Over the weekend, Geneva-headquartered MSC hit the record-breaking capacity milestone of 7m teu across its network, after receiving near-simultaneous deliveries of the 16,000 teu MSC Salerno and MSC Grace. 

The world’s largest shipping line has taken just over a year and 68 vessel deliveries to jump from 6m teu fleet capacity to 7m, and now controls 21% of global container fleet capacity. 

And former liner leader Maersk – 2.4m teu behind MSC – is lining up an order for eight 18,000 teu LNG dual-fuel containerships from China’s New Times Shipyard, with an option for four more. 

Citing brokerage sources, Alphaliner stated that the Danish carrier would have to splash out some $193m to $195m per ship and will receive deliveries in 2028 and 2029.  
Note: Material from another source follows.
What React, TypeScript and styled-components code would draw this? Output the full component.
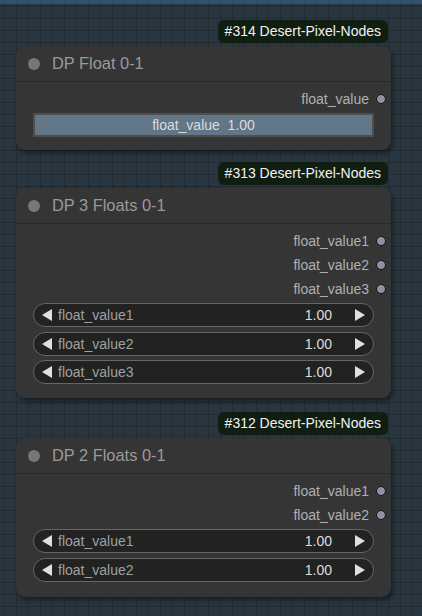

The Loadstar has previously reported how 2027 is set to be the year that, with current projections, liner capacity will peak, with sustained overcapacity adding to rate gloom for carriers. 

“The magnitude of the overcapacity will be the same as seen in 2016, which is a year best remembered for the apex of a strong price war between the carriers,” said Sea-Intelligence analysts. 

The containership orderbook is already at record levels – over the next four years, Maersk, for example, is already scheduled to take delivery of 26 LNG-dual fuel newbuilds, some owned and some on charter.  

“Critical issues, persistent overcapacity and fragile demand, with low volumes from the US,” is how Izabela Listowska, lead for transportation EMEA for S&P Global, describes the prospects for next year. 

“Too many ships will be chasing too little cargo, putting even more pressure on rates – unless we get positively surprised on the tariff side, on demand trends, or on scrapping,” she said recently at London International Shipping Week. 

But Daniel Harlid, senior credit officer for corporate finance at Moody’s, pointed out that this was now the second or third year in a row for which analysts have expected looming overcapacity which has not reached fruition.  

“We know about the overcapacity, we know that the fleet has grown substantially more than the underlying demand. So, if it’s going to happen in 2026 or not, I don’t know.  

“But if we go back to normalised Suez Canal use, then 2026 would be a really, really weak year for the container shipping industry. That is clear,” he concluded.